Second aside, the web proxy mentions the yoyo ad blocking list, and references the squidblacklist, but says that it is only pay. However, they do provide a free list to block malicious domains.  This would seem to be a great minimum web filter to suggest in the how-to:
https://blog.squidblacklist.org/?p=1658
#16
18.7 Legacy Series / Bug involving missing libdl.so.1
October 30, 2018, 02:49:34 PM
OPNsense is reporting this bug.  According to this site:

https://bugs.freebsd.org/bugzilla/show_bug.cgi?id=232360

This arises because the version of freebsd used by opnsense (v11.1) is no longer supported.
#17
General Discussion / My dream home setup
August 25, 2018, 07:41:45 PM
I am very new to networking, but decided to jump in anyway.  I bought a minipc with an intel i3 cpu, a 208GB SSD hard drive, 8GB memory, and more NICs than I need. It is now setup close to my ideal, but that will change, of course, since OPNsense keeps getting better, and my hardware is overkill.

My ideal:

1) Route all traffic through my OpenVPN client.  I could use two setups, but PIA is fast enough for all my needs.  If I were doing gaming, maybe have a subnet to avoid the VPN.

2) Have an OpenVPN server, so I can log in from anywhere using my phone, laptop, or tablet and access my whole home network.  This means I can look at my security cams, get anything from my media server, or access home automation.

3) BLOCK ADS!  I use two different piholes on two different raspberry pi zero w cards.  The two cards are so cheap ($5 each) and use so little power, that I have a backup when necessary.  I suppose that I could use aliases or something on opnsense to achieve almost
the same thing, but pihole is just beautiful.   Maybe some day I will run pihole as a container on my firewall/router box, or maybe someone will make a plugin to do that.  That would be phenomenal.
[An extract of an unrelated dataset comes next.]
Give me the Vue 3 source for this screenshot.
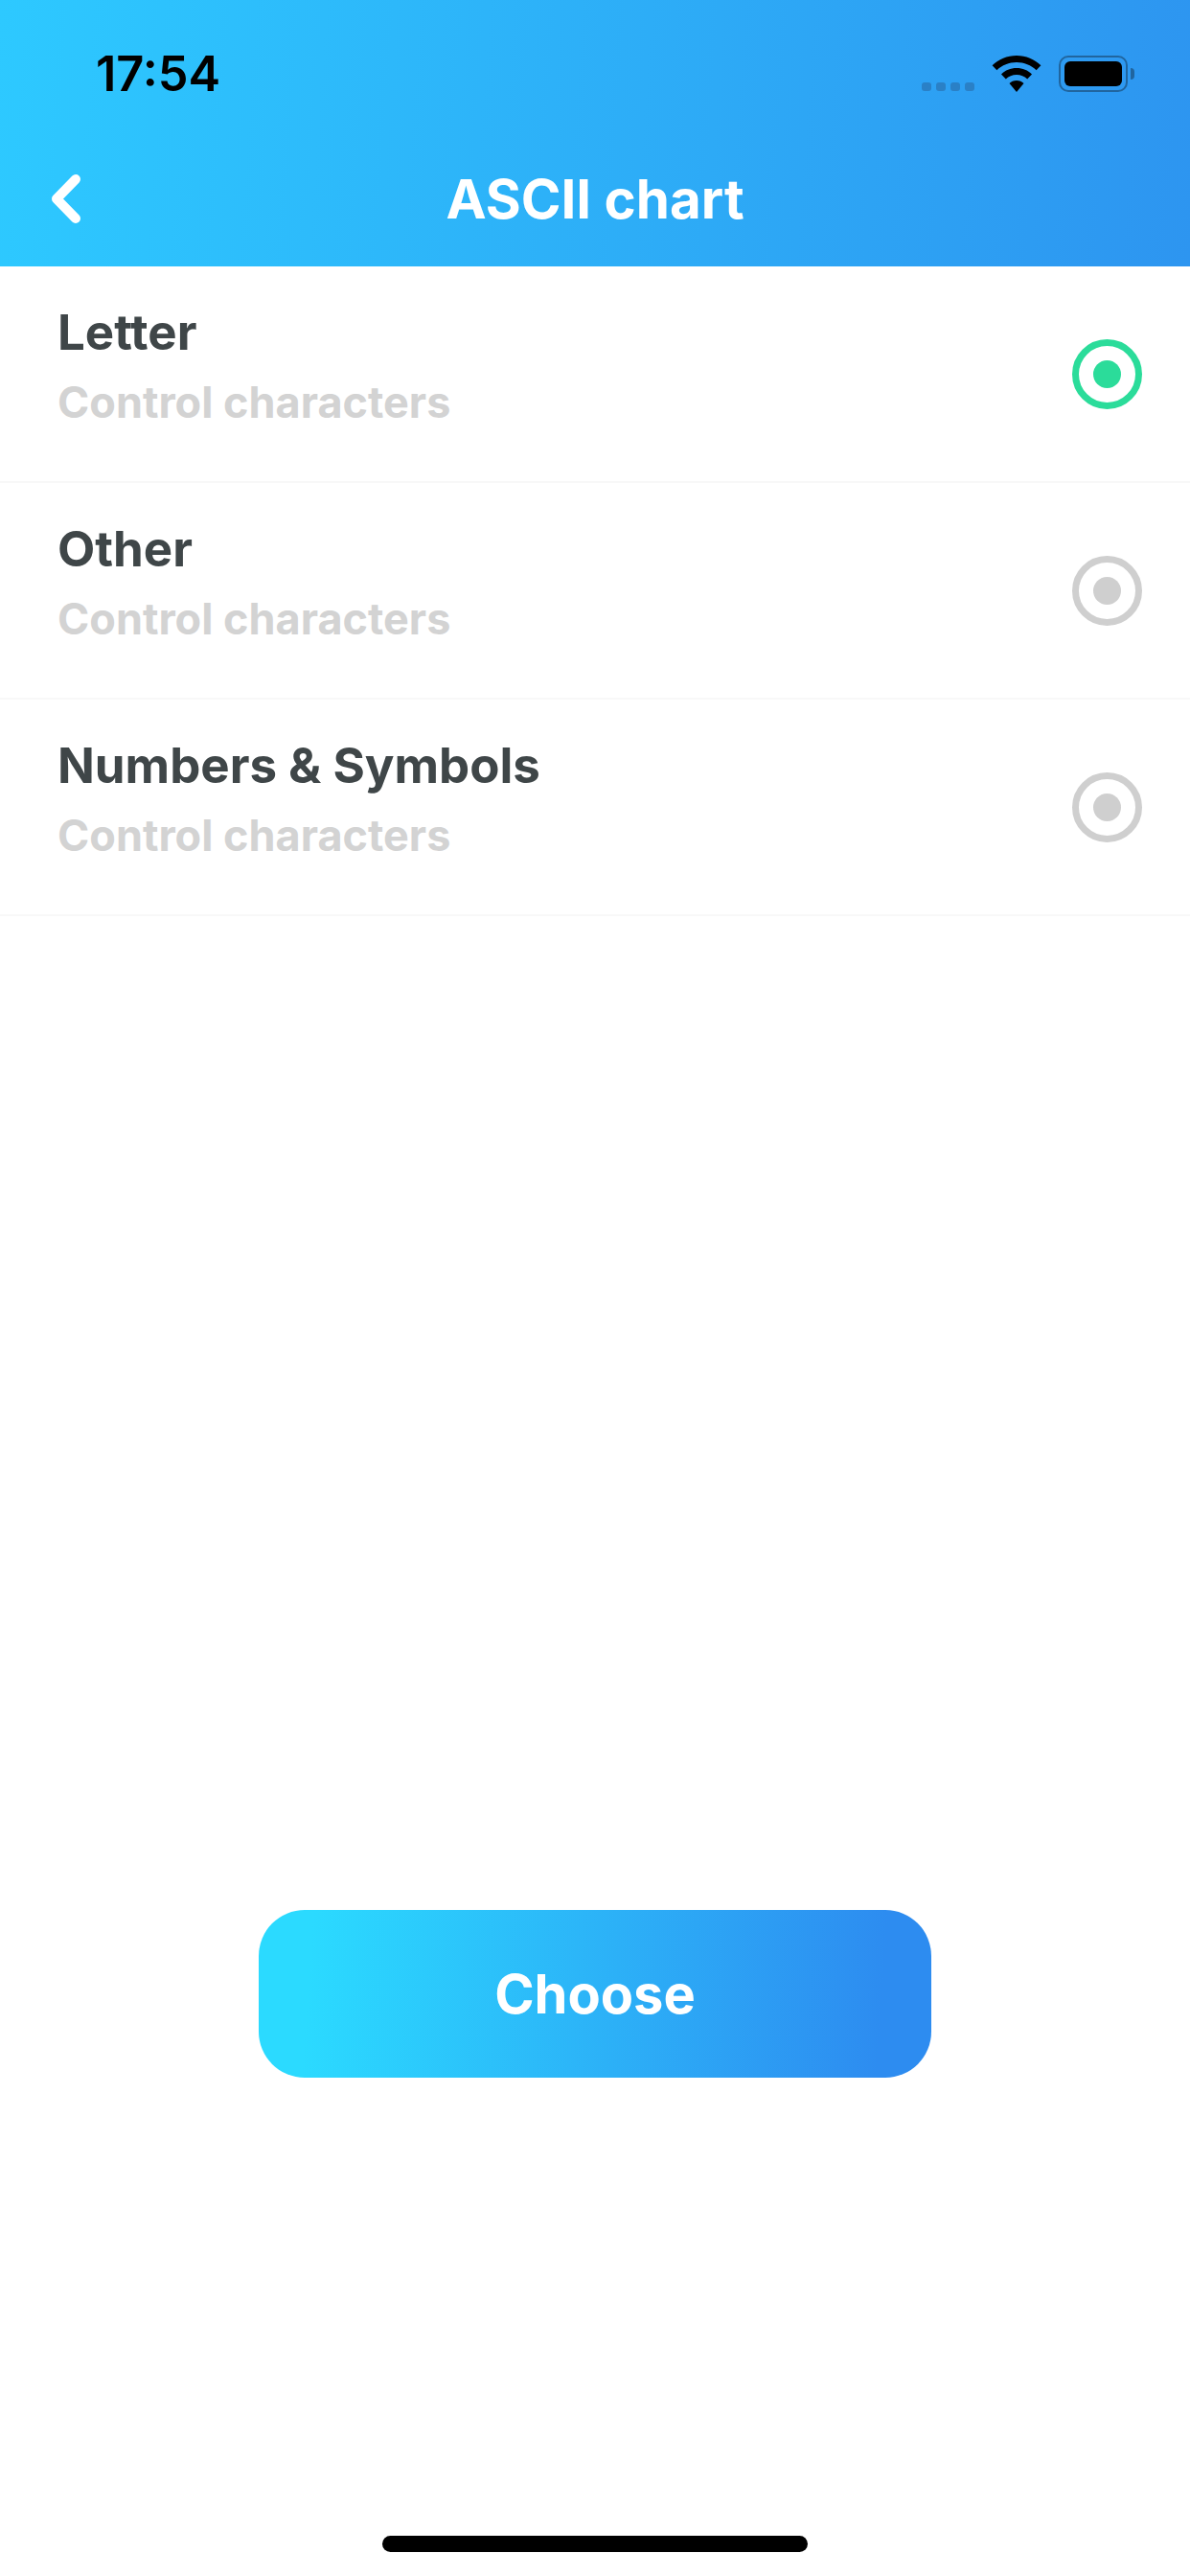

4) What I have not yet got to work: when I VPN in to my home network, say on my phone, I would like all my traffic to go out through
the router.  Then I would have VPN for all my traffic and ad blocking!  Did I mention how much I like ad blocking?

As you can see, my aspirations are modest.   What is your dream setup?
#18
I have discovered a very strange problem---at least it seem strange to me, because there is no obvious relation.
Following the tutorial on setting up SSL VPN Road Warrior causes many outbound connections from my LAN
to timeout---especially from apple appliances.  This is repeatable, and I pinpointed exactly where the problem
occurs: when adding the SSL Server.

Now the details.  I followed the tutorial as exactly as possible found here for setting up the openVPN server:
https://docs.opnsense.org/manual/how-tos/sslvpn_client.html
It worked beautifully, and I could reach my LAN from outside.  But, this setup started causing immediate problems
with many, but not all outbound connections.  I restored the configuration back to the beginning of this setup,
and connectivity to the outside from the LAN was again restored.

I again tried setting up the SSL VPN Road Warrior again, following the instructions exactly.  Connectivity from outside
worked again, but there were again problems with LAN reaching outside on many connections.  I restored the
setting once again, and then checked LAN connectivity to outside at every single step of the tutorial. In fact,
I even rebooted my firewall after each step to be sure.  Doing this, I discovered that connectivity issues happened
after adding the SSL server.   Connectivity was also a problem after rebooting.  If I disabled the SSL server,
connectivity was restored.  The tutorial does not mention what to select for "Peer Certificate Authority", but it seemed
obvious that this should be "SSL VPN CA".  Otherwise, there was not much else to decide on.

I have set up OPNsense in a pretty standard way. After default bits, there were three modifications:

1) Backup for configurations on the cloud were added (which is extremely handy for debugging!).
2) An openVPN client was added.
3) I changed my DNS to use a pi-hole.

These things should not be related to the problem, but who knows? These took some work to set up, but
now work beautifully.

Any help is appreciated, because I really need access to this LAN from the outside.